Section III · Scale, Labor & the Machine
Florence Kelley
Labor Reform, Regulation, and the Protection of Workers
To understand Florence Kelley, you have to begin with a moral and structural question: what happens when markets rely on labor conditions that harm those within them?
In the late 19th and early 20th centuries, industrialization created new economic opportunities — but also widespread exploitation. Long hours, unsafe conditions, and child labor were common, particularly in factories and urban industries.
Kelley’s work addressed these conditions directly.
At the center of her worldview is a defining claim:
Markets require regulation to protect workers and ensure basic standards of fairness.
As a social reformer and labor advocate, Kelley focused on improving working conditions through public policy. She was a leading figure in efforts to establish labor laws — limiting working hours, regulating conditions, and restricting child labor.
From this perspective, economic systems do not self-correct.
Without intervention, competitive pressures can drive employers to reduce costs in ways that harm workers. Regulation becomes a necessary mechanism to set minimum standards and prevent a “race to the bottom.”
Kelley also emphasized the role of the state.
She believed that government had a responsibility to protect vulnerable populations, particularly women and children, who were often excluded from bargaining power within labor markets. Her work contributed to early labor protections and laid the groundwork for later reforms.
This reflects a broader framework:
Economic freedom must be balanced with social protection.
Supporters see Kelley as a pioneer of labor reform.

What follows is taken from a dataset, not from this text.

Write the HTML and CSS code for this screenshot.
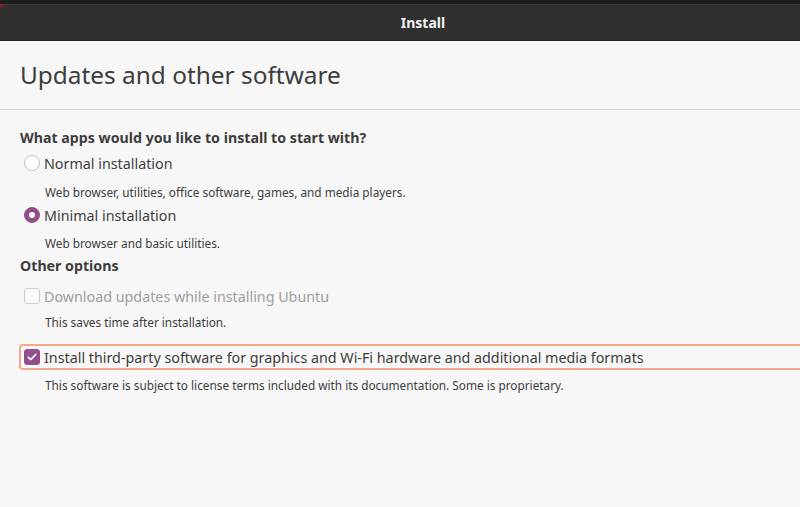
FILE: index.html
```html
<!DOCTYPE html>
<html>
<head>
<meta charset="utf-8">
<title>Install</title>
<link rel="stylesheet" href="styles.css">
</head>
<body>
<div class="window">
  <div class="top-strip"></div>
  <header class="titlebar"><span class="corner"></span><span class="titlebar-text">Install</span></header>
  <main class="content">
    <h1 class="page-title">Updates and other software</h1>
    <div class="separator"></div>
    <section class="options">
      <h2 class="group-title">What apps would you like to install to start with?</h2>
      <div class="option row-normal">
        <span class="radio"></span>
        <span class="label">Normal installation</span>
      </div>
      <p class="desc desc-normal">Web browser, utilities, office software, games, and media players.</p>
      <div class="option row-minimal">
        <span class="radio checked"></span>
        <span class="label">Minimal installation</span>
      </div>
      <p class="desc desc-minimal">Web browser and basic utilities.</p>
      <h2 class="group-title other">Other options</h2>
      <div class="option row-download disabled">
        <span class="check"></span>
        <span class="label">Download updates while installing Ubuntu</span>
      </div>
      <p class="desc desc-download">This saves time after installation.</p>
      <div class="option row-third focused">
        <span class="check checked">
          <svg viewBox="0 0 16 16" width="16" height="16"><path d="M3.6 8.2 L6.6 11 L12.4 5" fill="none" stroke="#ffffff" stroke-width="1.8" stroke-linecap="round" stroke-linejoin="round"/></svg>
        </span>
        <span class="label">Install third-party software for graphics and Wi-Fi hardware and additional media formats</span>
      </div>
      <p class="desc desc-last">This software is subject to license terms included with its documentation. Some is proprietary.</p>
    </section>
  </main>
</div>
</body>
</html>
```
FILE: styles.css
```css
html, body {
  margin: 0;
  padding: 0;
  background: #f7f7f7;
}
body {
  font-family: "Noto Sans", "Open Sans", sans-serif;
  color: #3d3d3d;
  width: 800px;
  height: 507px;
  overflow: hidden;
}
.window {
  display: flex;
  flex-direction: column;
  height: 507px;
}
.top-strip {
  height: 4px;
  background: #1d1d1d;
}
.titlebar {
  position: relative;
  box-sizing: border-box;
  height: 37px;
  background: #303030;
  border-top: 1px solid #3b3b3b;
  border-bottom: 1px solid #1e1e1e;
  display: flex;
  align-items: center;
  justify-content: center;
  padding-left: 46px;
}
.corner {
  position: absolute;
  left: 0;
  top: -1px;
  width: 0;
  height: 0;
  border-top: 4px solid #a5161c;
  border-right: 4px solid transparent;
}
.titlebar-text {
  color: #f2f2f2;
  font-weight: 700;
  font-size: 14px;
}
.content {
  flex: 1;
}
.page-title {
  margin: 18px 0 0 20px;
  font-size: 24.4px;
  font-weight: 400;
  line-height: 32px;
  height: 32px;
  color: #3d3d3d;
}
.separator {
  margin-top: 18px;
  height: 1px;
  background: #dadada;
}
.options {
  padding-left: 20px;
}
.group-title {
  margin: 18px 0 0 0;
  font-size: 14.2px;
  font-weight: 700;
  line-height: 20px;
  color: #3d3d3d;
}
.group-title.other {
  margin-top: 2px;
}
.option {
  display: flex;
  align-items: center;
  height: 22px;
  font-size: 14.3px;
  margin-top: 4px;
}
.row-minimal {
  margin-top: 1px;
}
.row-download {
  margin-top: 9px;
}
.label {
  margin-left: 4px;
  white-space: nowrap;
}
.radio {
  box-sizing: border-box;
  width: 16px;
  height: 16px;
  margin-left: 4px;
  border-radius: 50%;
  border: 1px solid #c2c2c2;
  background: #ffffff;
  display: flex;
  align-items: center;
  justify-content: center;
}
.radio.checked {
  border-color: #924d8b;
  background: #924d8b;
}
.radio.checked::after {
  content: "";
  width: 6px;
  height: 6px;
  border-radius: 50%;
  background: #ffffff;
}
.check {
  box-sizing: border-box;
  width: 16px;
  height: 16px;
  margin-left: 4px;
  border-radius: 3px;
  border: 1px solid #cdcdcd;
  background: #fbfbfb;
  display: flex;
  align-items: center;
  justify-content: center;
}
.check.checked {
  border-color: #924d8b;
  background: #924d8b;
}
.check svg {
  display: block;
}
.disabled .label {
  color: #9e9e9e;
}
.focused {
  box-sizing: border-box;
  height: 26px;
  margin-top: 11px;
  margin-left: -1px;
  margin-right: -10px;
  padding-left: 0;
  border: 2px solid #f3a98c;
  border-radius: 4px;
}
.focused .check {
  margin-left: 3px;
}
.desc {
  margin: 7px 0 0 25px;
  font-size: 11.8px;
  line-height: 22px;
  height: 22px;
  white-space: nowrap;
  color: #3d3d3d;
}
.desc-minimal {
  margin-top: 6px;
}
.desc-download {
  margin-top: 4px;
}
.desc-last {
  margin-top: 4px;
}
```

They argue that her efforts helped establish basic protections that are now widely accepted, including limits on working hours and restrictions on child labor. Her work contributed to the development of modern labor standards and regulatory institutions.
From this perspective, Kelley expands the analysis of economic systems to include the role of law in shaping working conditions.
Critics, however, raise important concerns.
They argue that regulation can increase costs for businesses, potentially reducing employment or slowing economic growth. Others question how to design regulations that protect workers without creating unintended consequences.
Some critics also point to the challenges of enforcement, particularly in complex or evolving industries.
A deeper tension lies in the relationship between protection and flexibility.
How can societies ensure fair working conditions while maintaining economic dynamism? And who decides what standards are appropriate?
Florence Kelley did not invent labor reform. But she helped institutionalize it — demonstrating that economic systems can and should be shaped by public standards that protect human well-being.
Her legacy raises enduring questions: What responsibilities do societies have to protect workers? How should markets be regulated to ensure fairness? And what is the balance between economic efficiency and human dignity in the workplace?